I started focusing on screenshots and user flows instead of just logs. Logs tell you what the system thinks happened. Screenshots show what the user actually saw.
A screenshot proves if:
- The page is blank
- The layout is broken
- A banner covers the content
- The main elements never appear
I also learned that monitoring a single page is not enough. You must monitor the flow. Users do not just visit a URL. They want to complete tasks. They want to:
- Log in
- Create a project
- Submit a form
- Finish a checkout
If one step in that path breaks, your product is broken. A single URL check will not catch this. Reliability means asking if a user can finish their task, not just if a server responds.
When silent failures happen, users often do not complain. They refresh. They try again. Then they leave. They lose faith in your product without saying a word.

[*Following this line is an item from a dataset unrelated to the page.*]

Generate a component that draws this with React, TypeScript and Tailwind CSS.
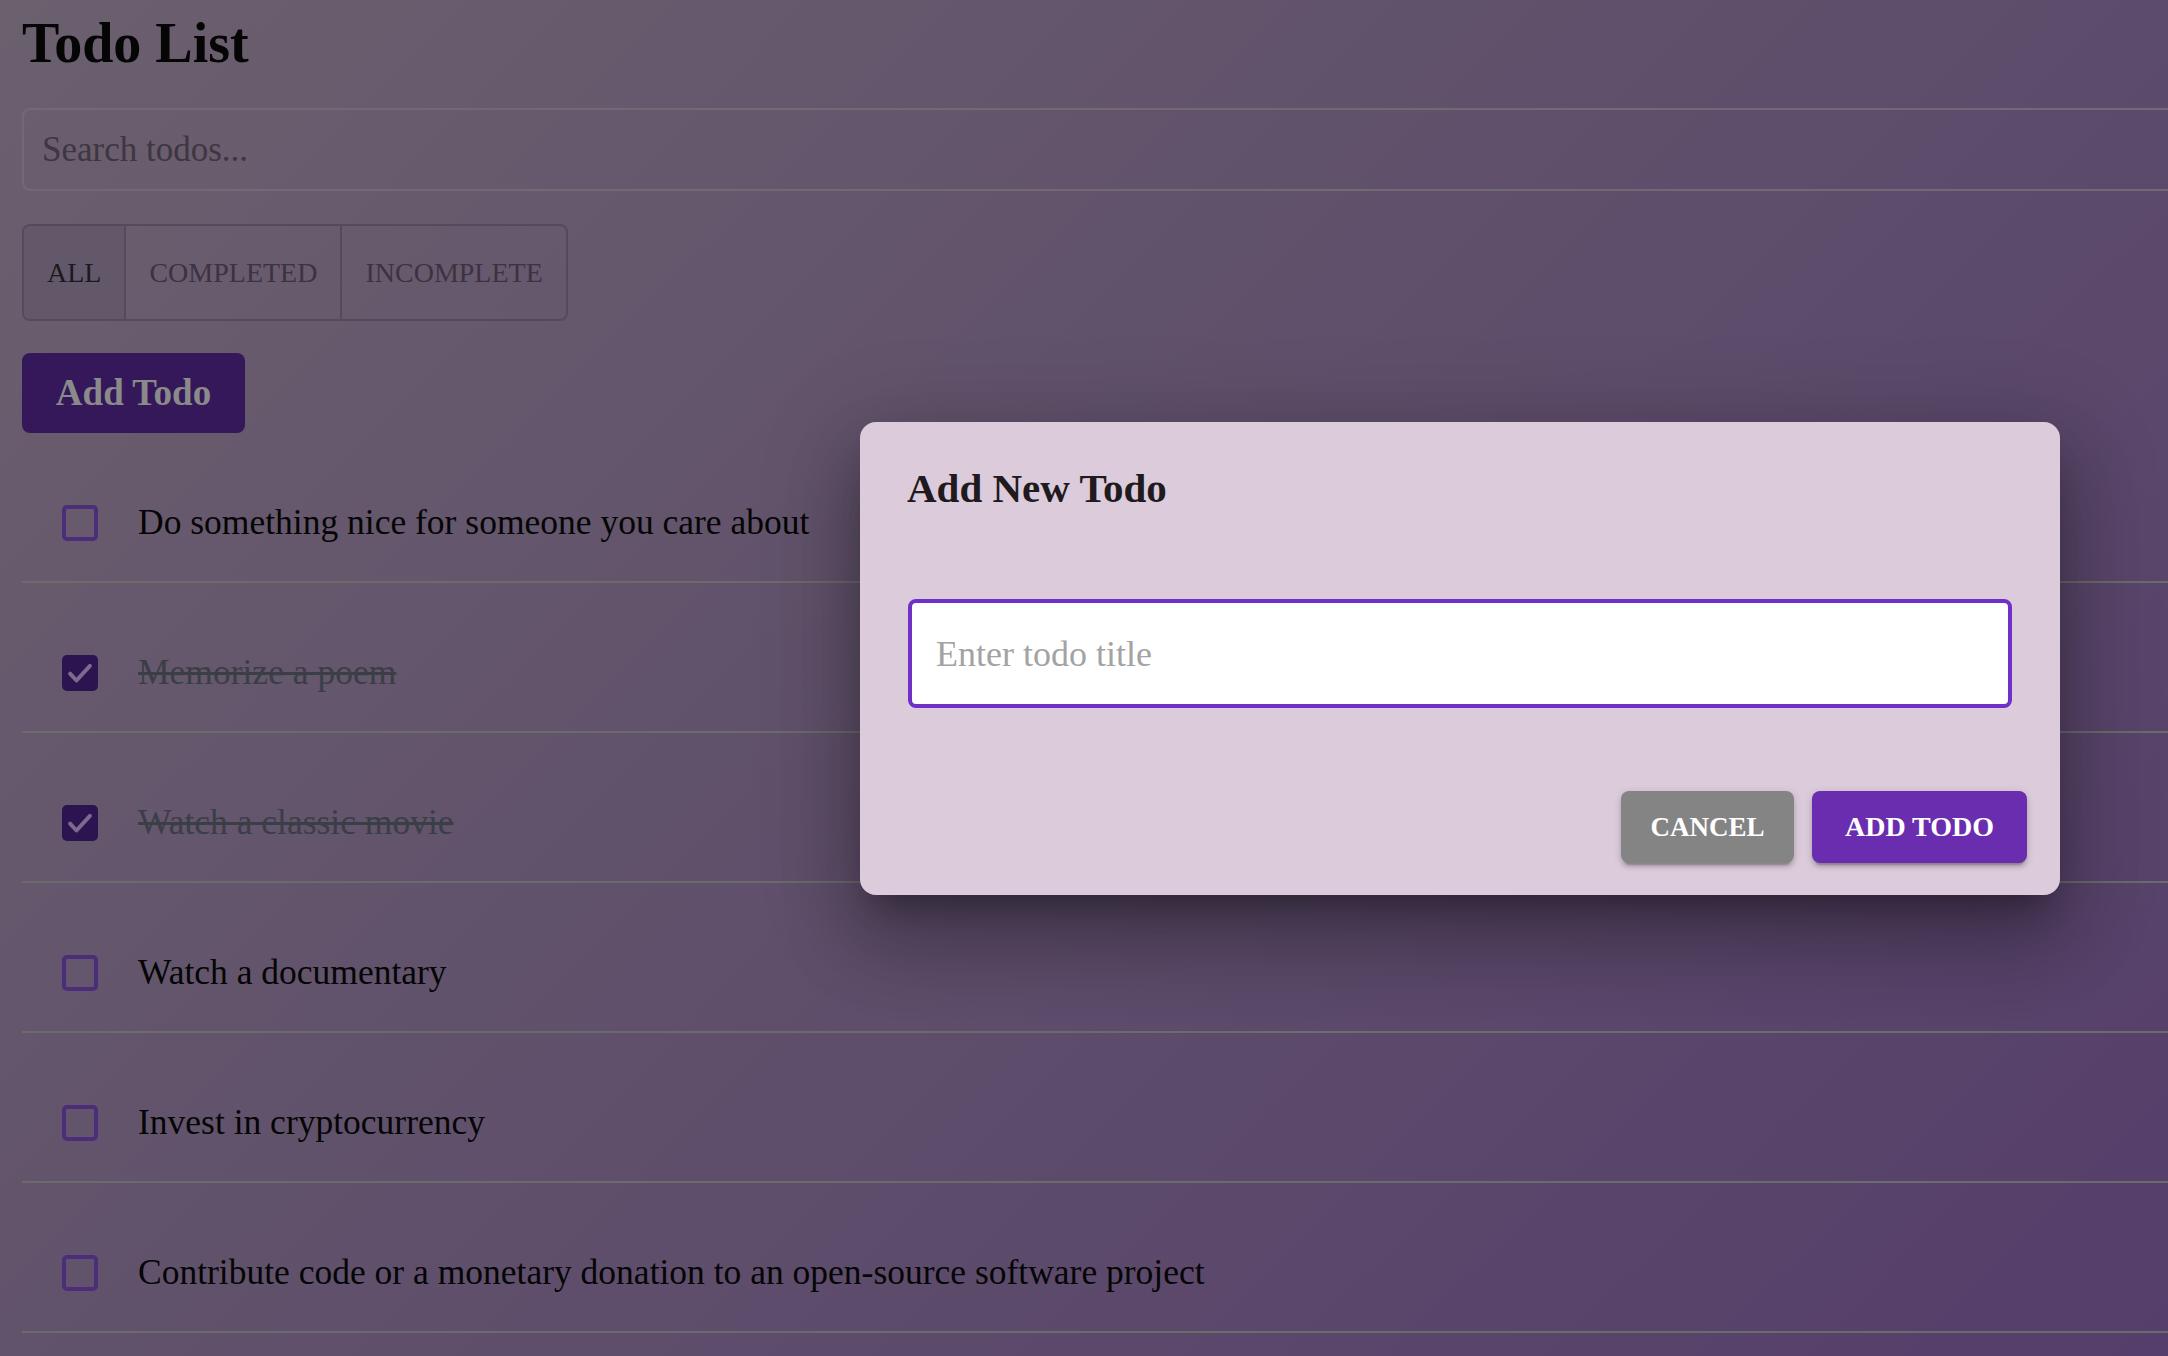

Basic uptime checks are a necessary first layer. You still need to monitor DNS and response times. But you must go deeper.
You should check:
- If the page actually renders
- If the screen is blank
- If the frontend throws errors
- If important elements are visible
- If the mobile version works
The biggest lesson I learned is this: "Up" is not the same as "working." A website can be online and still fail its users. Stop focusing only on infrastructure. Start focusing on the user experience.